Et cela ne manque pas. Jeudi 19, un nouveau communiqué de MSF annonce 90 morts. Un bilan vérifié sur place par ses employés, mais que l’ONG ne donnait qu’à titre provisoire. A ce moment déjà, plusieurs « rapports concordants » émanant de résidents et de dirigeants des communautés locales font état de 170 tués, selon le directeur général de MSF Suisse, Bruno Jochum. « Ce chiffre doit être confirmé, ajoute-t-il. Les victimes de cet épouvantable événement méritent que la lumière soit faite sur ce qui s’est passé et sur les circonstances dans lesquelles cette attaque a eu lieu ».
Or l’estimation continue de grimper, jusqu’à 236 victimes dimanche 22 janvier. « D’après ce que les gens qui ont enterré les victimes mortes de leurs propres mains m’ont dit (…) ils ont enterré 234 morts. Plus tard, j’ai été informé que deux des blessés évacués à Maiduguri étaient décédés », a affirmé à l’AFP Babagana Malarima, président du gouvernement local de Kala-Balge.
Un chiffre confirmé sur la télévision nigériane Channels par le principal porte-parole du président Buhari, Garba Shehu, mais sur lequel revient ensuite Babagana Malarima, selon la BBC. Le responsable local reconnaît s’être trompé et avoir additionné, pour arriver à ce chiffre de 236, les morts et les blessés. Le mardi 24 janvier, il ne parle plus que de 115 victimes tuées par le bombardement.
L’armée mène sa propre enquête
Face à ce qu’elle qualifie de « spéculations », l’armée de l’air nigériane, dans un communiqué publié le 24 janvier en fin de journée sur son compte Instagram, appelle les Nigérians à « ne pas commenter ce regrettable accident » et précise qu’elle établira elle-même le bilan de son erreur. De leur côté, ni MSF, ni le CICR, ne veulent à ce stade s’exprimer sur un bilan plus précis. L’atmosphère est lourde : le 19 janvier, l’éditeur du média d’investigation nigérian Premium Times ainsi qu’un journaliste ont été arrêtés à Abuja suite à une accusation de « diffamation » par le chef d’état-major, Tukur Buratai.
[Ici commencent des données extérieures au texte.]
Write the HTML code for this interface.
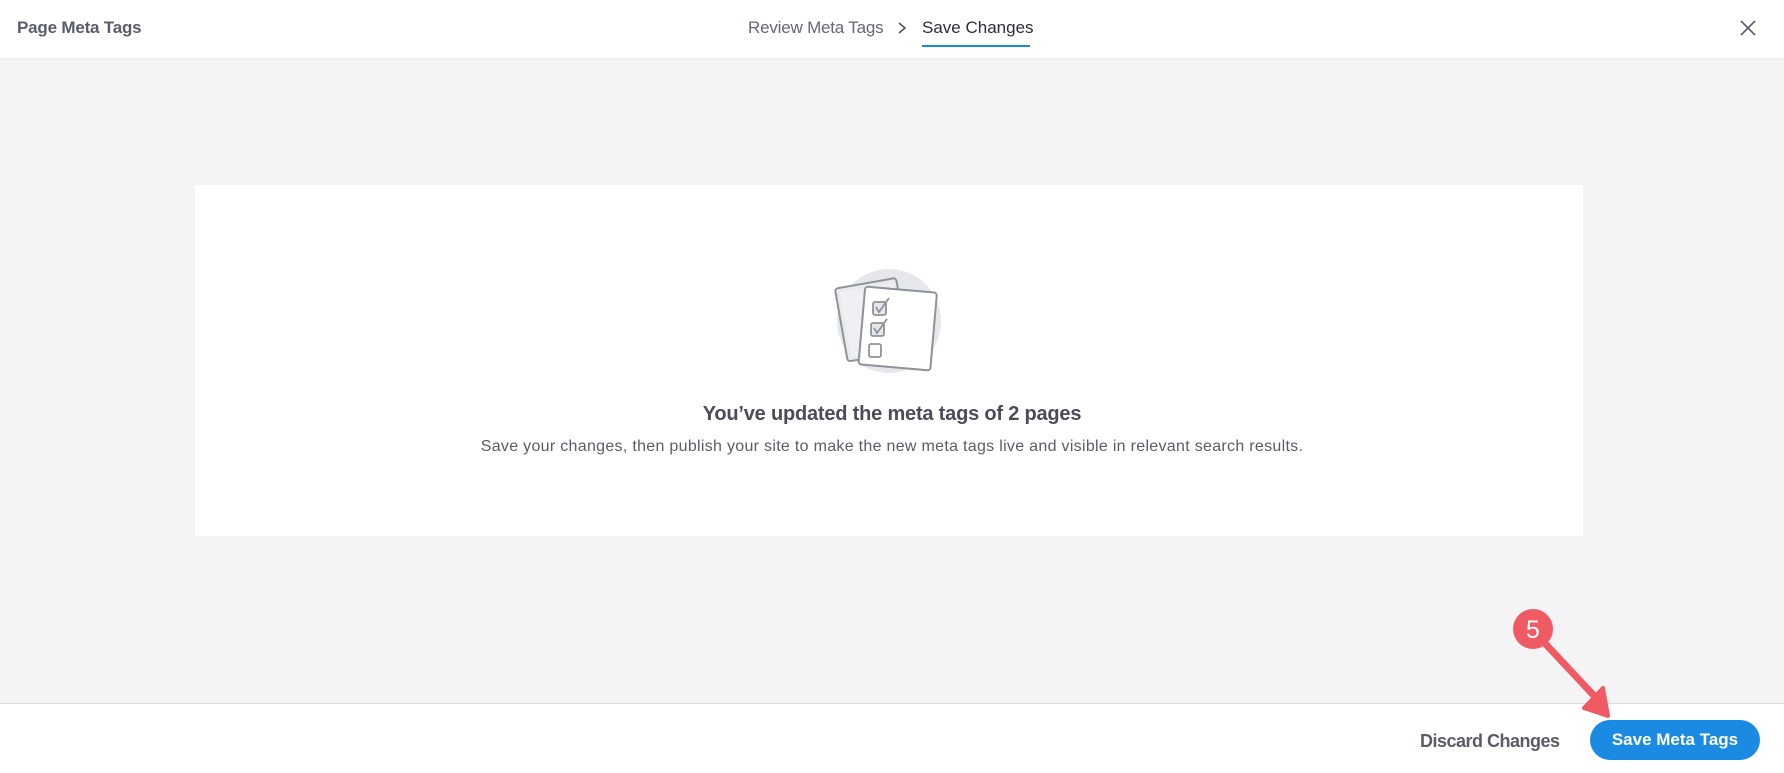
<!DOCTYPE html>
<html><head><meta charset="utf-8"><style>
*{margin:0;padding:0;box-sizing:border-box}
body{width:1784px;height:773px;background:#f4f4f6;font-family:"Liberation Sans",sans-serif;position:relative;overflow:hidden;color:#3b3d4a}
.hdr{position:absolute;left:0;top:0;width:1784px;height:59px;background:#fff;border-bottom:1px solid #ececee}
.t{position:absolute;white-space:nowrap}
.card{position:absolute;left:195px;top:185px;width:1388px;height:351px;background:#fff}
.ftr{position:absolute;left:0;top:703px;width:1784px;height:70px;background:#fff;border-top:1px solid #dcdcdf}
.btn{position:absolute;left:1590px;top:720px;width:170px;height:40px;border-radius:20px;background:#1a8ae3;color:#fff;font-weight:bold;font-size:17px;text-align:center;line-height:40px}
</style></head><body>
<div class="hdr"></div>
<div class="t" style="left:17px;top:18px;font-size:17px;color:#5a5d6b;font-weight:bold;letter-spacing:-0.2px">Page Meta Tags</div>
<div class="t" style="left:748px;top:18px;font-size:17px;color:#656877;letter-spacing:-0.2px">Review Meta Tags</div>
<svg style="position:absolute;left:896px;top:20px" width="12" height="16"><path d="M3 3 L9 8 L3 13" fill="none" stroke="#555" stroke-width="1.6"/></svg>
<div class="t" style="left:922px;top:18px;font-size:17px;color:#2c2e38">Save Changes</div>
<div style="position:absolute;left:922px;top:45px;width:108px;height:2px;background:#1a8ae3"></div>
<svg style="position:absolute;left:1738px;top:18px" width="20" height="20"><path d="M3 3 L17 17 M17 3 L3 17" stroke="#5a5d6a" stroke-width="1.6"/></svg>

<div class="card"></div>
<svg style="position:absolute;left:830px;top:265px" width="120" height="115" viewBox="0 0 120 115">
<circle cx="59" cy="56" r="52" fill="#e5e7ea"/>
<g transform="rotate(-10 40 50)"><rect x="10" y="18" width="62" height="74" rx="3" fill="#e8eaed" stroke="#8d9399" stroke-width="2"/><rect x="14" y="22" width="54" height="66" fill="#eef0f2"/></g>
<g transform="rotate(5 62 60)"><rect x="32" y="24" width="72" height="78" rx="3" fill="#fff" stroke="#8d9399" stroke-width="2"/></g>
<rect x="43" y="37" width="13" height="13" rx="2" fill="#e5e7ea" stroke="#8d9399" stroke-width="1.8"/>
<path d="M46 42 L49 47 L59 33" fill="none" stroke="#8d9399" stroke-width="1.8"/>
<rect x="41" y="58" width="13" height="13" rx="2" fill="#e5e7ea" stroke="#8d9399" stroke-width="1.8"/>
<path d="M44 63 L47 68 L57 54" fill="none" stroke="#8d9399" stroke-width="1.8"/>
<rect x="39" y="79" width="12" height="13" rx="2" fill="#fff" stroke="#8d9399" stroke-width="1.8"/>
</svg>
<div class="t" style="left:0;width:1784px;text-align:center;top:403px;font-size:20px;font-weight:bold;color:#4a4c58;letter-spacing:-0.2px">You’ve updated the meta tags of 2 pages</div>
<div class="t" style="left:0;width:1784px;text-align:center;top:438px;font-size:16px;color:#5a5c68;letter-spacing:0.3px">Save your changes, then publish your site to make the new meta tags live and visible in relevant search results.</div>

<div class="ftr"></div>
<div class="t" style="left:1420px;top:731px;font-size:18px;color:#5a5c68;font-weight:bold;letter-spacing:-0.5px">Discard Changes</div>
<div class="btn">Save Meta Tags</div>
<svg style="position:absolute;left:1500px;top:600px" width="130" height="125">
<path d="M40 38 L98 100" stroke="#f05a63" stroke-width="7" stroke-linecap="round"/>
<path d="M84 108 L108 116 L103 88 Z" fill="#f05a63" stroke="#f05a63" stroke-width="4" stroke-linejoin="round"/>
<circle cx="33" cy="29" r="20" fill="#f05a63"/>
<text x="33" y="38" text-anchor="middle" font-family="Liberation Sans" font-size="25" fill="#fff">5</text>
</svg>
</body></html>
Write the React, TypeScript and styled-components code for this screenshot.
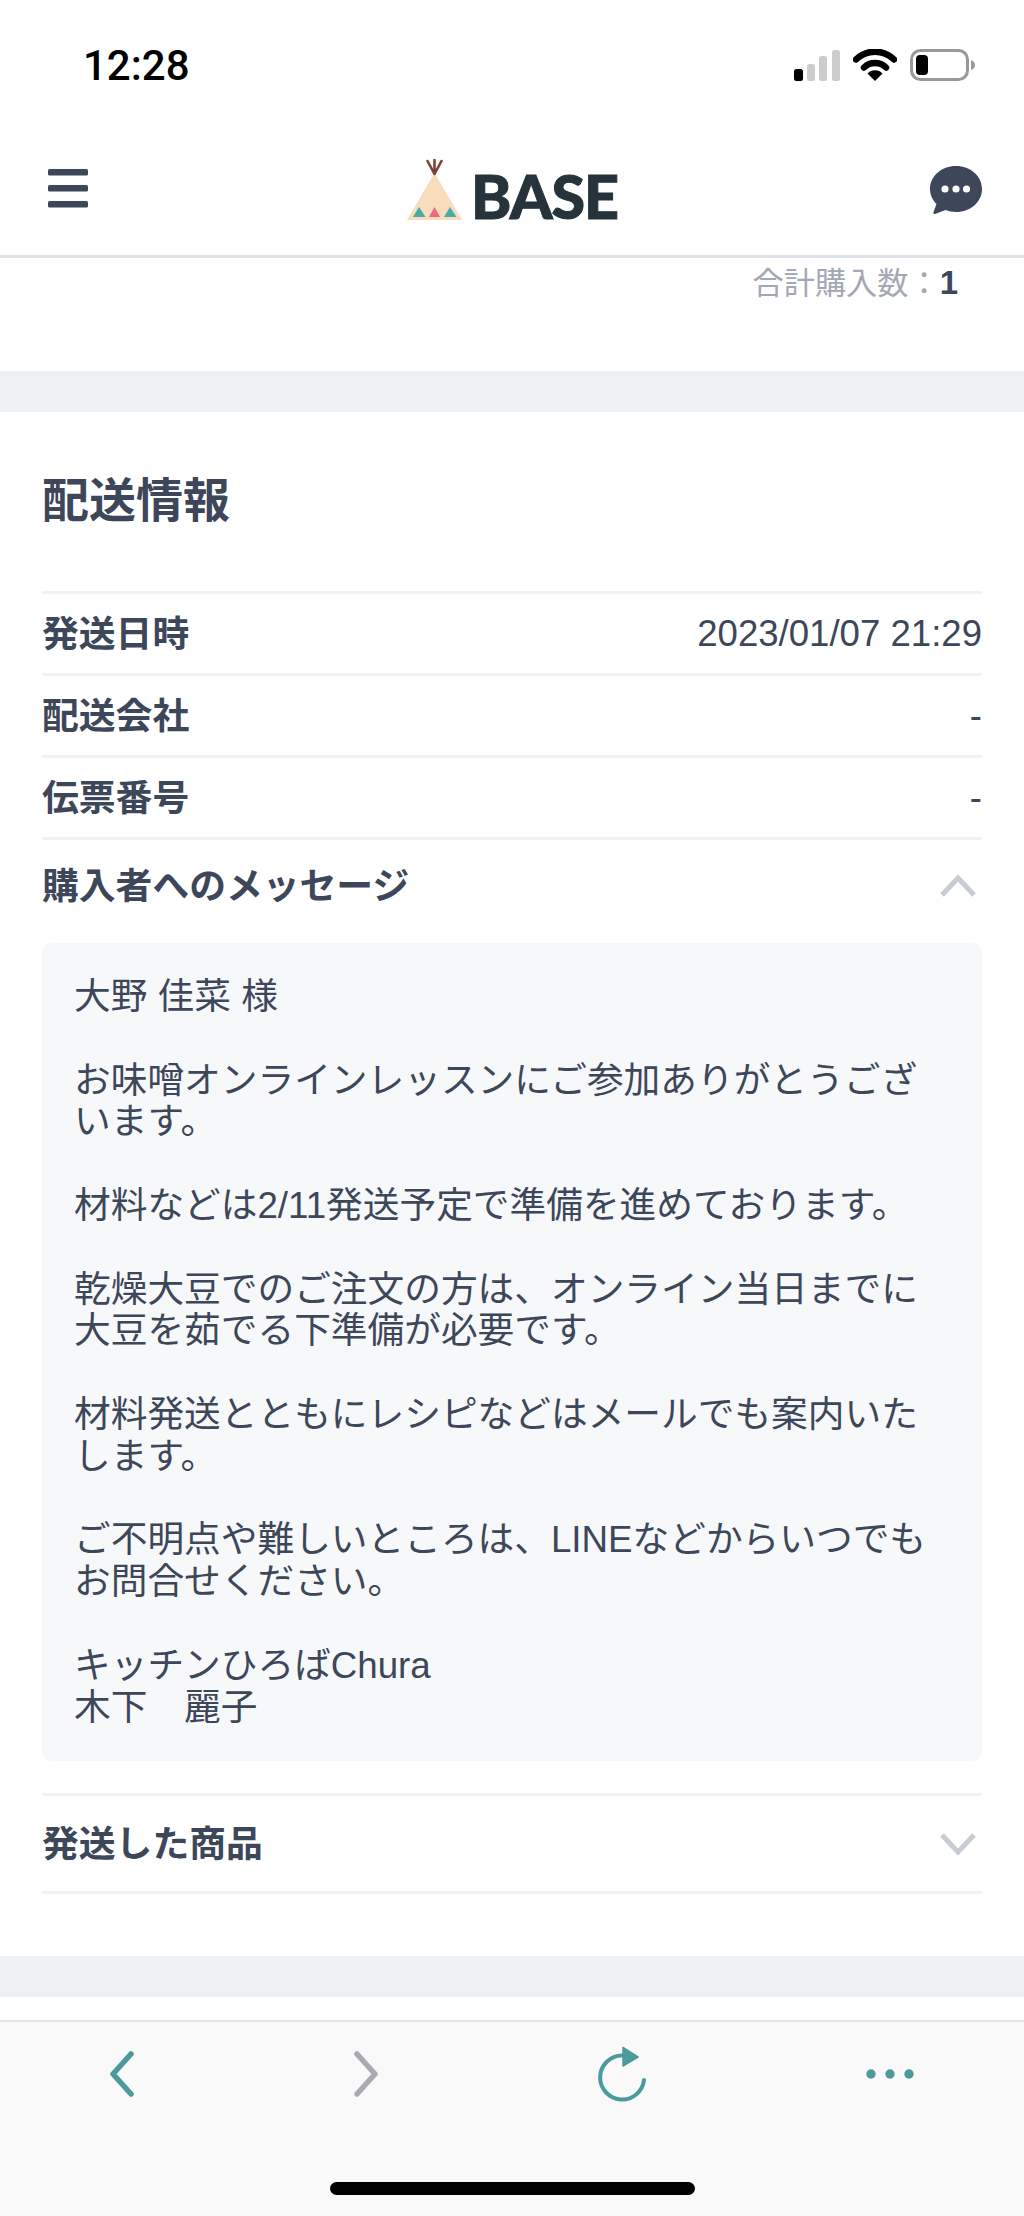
import React from "react";
import styled, { createGlobalStyle } from "styled-components";

const GlobalStyle = createGlobalStyle`
  html, body {
    margin: 0;
    padding: 0;
    background: #fff;
  }
`;

const Page = styled.div`
  display: flex;
  flex-direction: column;
  width: 1024px;
  height: 2216px;
  overflow: hidden;
  color: #3d4759;
  font-family: "Liberation Sans", "Noto Sans CJK JP", sans-serif;
`;

const Header = styled.header`
  flex: none;
  height: 258px;
  box-sizing: border-box;
  border-bottom: 3px solid #dfe3ea;
`;

const StatusBar = styled.div`
  display: flex;
  align-items: center;
  justify-content: space-between;
  height: 130px;
  padding: 0 48px 0 83px;
`;

const Time = styled.span`
  font-family: Roboto, "Liberation Sans", sans-serif;
  font-size: 42px;
  font-weight: 500;
  color: #000;
`;

const StatusIcons = styled.div`
  display: flex;
  align-items: center;
  gap: 13px;
`;

const Nav = styled.nav`
  display: grid;
  grid-template-columns: 1fr auto 1fr;
  align-items: center;
  height: 125px;
  padding: 0 42px 5px;
  box-sizing: border-box;
`;

const NavLeft = styled.div`
  display: flex;
  padding-left: 6px;
`;

const NavRight = styled.div`
  display: flex;
  justify-content: flex-end;
`;

const Logo = styled.div`
  display: flex;
  align-items: flex-end;
  gap: 7px;
`;

const LogoText = styled.span`
  font-family: Lato, "Liberation Sans", sans-serif;
  font-size: 61px;
  font-weight: 900;
  line-height: 46px;
  color: #27333a;
  letter-spacing: -1px;
  padding-bottom: 2px;
  -webkit-text-stroke: 1px #27333a;
`;

const Main = styled.main`
  flex: 1;
  min-height: 0;
`;

const TotalRow = styled.div`
  height: 113px;
  box-sizing: border-box;
  padding: 7px 66px 0 0;
  text-align: right;
  font-size: 31.2px;
  line-height: 36px;
  color: #a3a8b4;
`;

const TotalCount = styled.b`
  font-size: 33px;
  color: #3d4759;
`;

const Band = styled.div`
  height: 41px;
  background: #eff0f4;
`;

const Card = styled.section`
  padding: 0 42px 62px;
`;

const Title = styled.h2`
  margin: 0;
  padding: 66px 0 67px;
  font-size: 47px;
  line-height: 46px;
  font-weight: 700;
`;

const Row = styled.div<{ $height?: number; $closing?: boolean }>`
  display: flex;
  align-items: center;
  justify-content: space-between;
  height: ${(p) => p.$height ?? 82}px;
  box-sizing: border-box;
  border-top: 3px solid #f1f2f5;
  border-bottom: ${(p) => (p.$closing ? "3px solid #f1f2f5" : "none")};
  font-size: 36.8px;
`;

const Label = styled.span`
  font-weight: 700;
  margin-bottom: 5px;
`;

const Value = styled.span`
  font-size: 36.6px;
  font-weight: 400;
`;

const Chevron = styled.svg`
  margin-right: 6px;
`;

const MessageBox = styled.div`
  margin: 12px 0 32px;
  padding: 33px 32px;
  border-radius: 10px;
  background: #f7f8fa;
  font-size: 36.7px;
  line-height: 41.8px;
  white-space: pre;
`;

const Toolbar = styled.footer`
  flex: none;
  display: flex;
  flex-direction: column;
  height: 196px;
  box-sizing: border-box;
  border-top: 2px solid #e3e3e3;
  background: #f9f9f9;
`;

const ToolbarIcons = styled.div`
  display: flex;
  justify-content: space-between;
  padding: 22px 110px 0;
`;

const HomeBar = styled.div`
  align-self: center;
  width: 365px;
  height: 13px;
  margin-top: 78px;
  border-radius: 7px;
  background: #000;
`;

const message = `大野 佳菜 様

お味噌オンラインレッスンにご参加ありがとうござ
います。

材料などは2/11発送予定で準備を進めております。

乾燥大豆でのご注文の方は、オンライン当日までに
大豆を茹でる下準備が必要です。

材料発送とともにレシピなどはメールでも案内いた
します。

ご不明点や難しいところは、LINEなどからいつでも
お問合せください。

キッチンひろばChura
木下　麗子`;

const details = [
  { label: "発送日時", value: "2023/01/07 21:29" },
  { label: "配送会社", value: "-" },
  { label: "伝票番号", value: "-" },
];

const SignalIcon = () => (
  <svg width="46" height="31" viewBox="0 0 46 31">
    <rect x="0" y="19" width="9" height="12" rx="2.5" fill="#000" />
    <rect x="13" y="14" width="8" height="17" rx="2.5" fill="#ccc" />
    <rect x="25" y="6" width="8" height="25" rx="2.5" fill="#ccc" />
    <rect x="38" y="0" width="8" height="31" rx="2.5" fill="#ccc" />
  </svg>
);

const WifiIcon = () => (
  <svg width="44" height="32" viewBox="0 0 44 32">
    <path d="M3 10.5A27 27 0 0 1 41 10.5" fill="none" stroke="#000" strokeWidth="6.5" strokeLinecap="round" />
    <path d="M11 18.5A16 16 0 0 1 33 18.5" fill="none" stroke="#000" strokeWidth="6.5" strokeLinecap="round" />
    <path d="M22 32L14.5 24.5A10.5 10.5 0 0 1 29.5 24.5Z" fill="#000" />
  </svg>
);

const BatteryIcon = () => (
  <svg width="66" height="32" viewBox="0 0 66 32">
    <rect x="1.5" y="1.5" width="56" height="29" rx="9" fill="none" stroke="#999" strokeWidth="3" />
    <rect x="6" y="6" width="12" height="20" rx="4" fill="#000" />
    <path d="M61 11C64 12 65 14 65 16S64 20 61 21Z" fill="#999" />
  </svg>
);

const MenuIcon = () => (
  <svg width="40" height="52" viewBox="0 0 40 52">
    <rect x="0" y="5" width="40" height="6.5" rx="1.5" fill="#3d4759" />
    <rect x="0" y="21" width="40" height="6.5" rx="1.5" fill="#3d4759" />
    <rect x="0" y="37" width="40" height="6.5" rx="1.5" fill="#3d4759" />
  </svg>
);

const TeepeeIcon = () => (
  <svg width="58" height="62" viewBox="0 0 58 62">
    <path d="M28.5 14L56 61H1Z" fill="#f9dcbc" />
    <path d="M28.5 15V1M28.5 15L21.5 2M28.5 15L35.5 2" fill="none" stroke="#7d4236" strokeWidth="2.6" strokeLinecap="round" />
    <path d="M13 48L19.5 58H7Z" fill="#45aca8" />
    <path d="M28.5 48L34 58H23Z" fill="#ea6a85" />
    <path d="M44 48L50.5 58H38Z" fill="#45aca8" />
  </svg>
);

const ChatIcon = () => (
  <svg width="52" height="48" viewBox="0 0 52 48">
    <path d="M26 0C40.5 0 52 10 52 23S40.5 46 26 46C22 46 18.5 45.3 15.5 44L5 48C3.5 48.3 3 47 3.5 46L6.5 38C2.5 34 0 29 0 23C0 10 11.5 0 26 0Z" fill="#3d4759" />
    <circle cx="15" cy="23" r="3.6" fill="#fff" />
    <circle cx="26" cy="23" r="3.6" fill="#fff" />
    <circle cx="36.5" cy="23" r="3.6" fill="#fff" />
  </svg>
);

const ChevronIcon = ({ up }: { up?: boolean }) => (
  <Chevron width="36" height="22" viewBox="0 0 36 22">
    <path d={up ? "M2 20L18 3L34 20" : "M2 2L18 19L34 2"} fill="none" stroke="#c8ccd5" strokeWidth="5" />
  </Chevron>
);

const BackIcon = () => (
  <svg width="24" height="60" viewBox="0 0 24 60">
    <path d="M21 10L3 30L21 50" fill="none" stroke="#4b9a9c" strokeWidth="5.5" strokeLinecap="round" strokeLinejoin="round" />
  </svg>
);

const ForwardIcon = () => (
  <svg width="24" height="60" viewBox="0 0 24 60">
    <path d="M3 10L21 30L3 50" fill="none" stroke="#a9abb3" strokeWidth="5.5" strokeLinecap="round" strokeLinejoin="round" />
  </svg>
);

const ReloadIcon = () => (
  <svg width="48" height="60" viewBox="0 0 48 60">
    <path d="M46 36A22 22 0 1 1 24 11.5" fill="none" stroke="#4b9a9c" strokeWidth="4" strokeLinecap="round" />
    <path d="M25 3.5L40 13L25 22Z" fill="#4b9a9c" stroke="#4b9a9c" strokeWidth="1.5" strokeLinejoin="round" />
  </svg>
);

const MoreIcon = () => (
  <svg width="48" height="60" viewBox="0 0 48 60">
    <circle cx="5" cy="30" r="4.7" fill="#4b9a9c" />
    <circle cx="24" cy="30" r="4.7" fill="#4b9a9c" />
    <circle cx="43" cy="30" r="4.7" fill="#4b9a9c" />
  </svg>
);

export default function App() {
  return (
    <Page>
      <GlobalStyle />
      <Header>
        <StatusBar>
          <Time>12:28</Time>
          <StatusIcons>
            <SignalIcon />
            <WifiIcon />
            <BatteryIcon />
          </StatusIcons>
        </StatusBar>
        <Nav>
          <NavLeft>
            <MenuIcon />
          </NavLeft>
          <Logo>
            <TeepeeIcon />
            <LogoText>BASE</LogoText>
          </Logo>
          <NavRight>
            <ChatIcon />
          </NavRight>
        </Nav>
      </Header>
      <Main>
        <TotalRow>
          合計購入数：<TotalCount>1</TotalCount>
        </TotalRow>
        <Band />
        <Card>
          <Title>配送情報</Title>
          {details.map((item) => (
            <Row key={item.label}>
              <Label>{item.label}</Label>
              <Value>{item.value}</Value>
            </Row>
          ))}
          <Row $height={94}>
            <Label>購入者へのメッセージ</Label>
            <ChevronIcon up />
          </Row>
          <MessageBox>{message}</MessageBox>
          <Row $height={101} $closing>
            <Label>発送した商品</Label>
            <ChevronIcon />
          </Row>
        </Card>
        <Band />
      </Main>
      <Toolbar>
        <ToolbarIcons>
          <BackIcon />
          <ForwardIcon />
          <ReloadIcon />
          <MoreIcon />
        </ToolbarIcons>
        <HomeBar />
      </Toolbar>
    </Page>
  );
}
Le même jour, l’armée de l’air a annoncé avoir mis en place un comité d’enquête pour déterminer les circonstances du bombardement accidentel de Rann. Une liste de 20 témoins a été établie et le comité, composé de hauts responsables militaires, devra présenter son rapport au plus tard le 2 février, a indiqué un communiqué.
Les violences de Boko Haram et leur répression ont fait au moins 20 000 morts et plus de 2,6 millions de déplacés dans le nord-est du Nigeria et la région du lac Tchad depuis 2009. Les autorités affirment que le conflit est entré dans sa phase finale. Le 24 décembre 2016, l’armée nigériane a affirmé avoir reconquis la forêt de Sambissa, fief de la secte. Le général Léo Irabor, en charge des opérations contre Boko Haram, pouvait alors clamer : « Nous avons gagné la guerre, il est temps de gagner la paix ». Au soir du bombardement de Rann, un convoi de terroristes de Boko Haram, profitant du chaos, menait un nouveau raid sur la ville, sans succès il est vrai.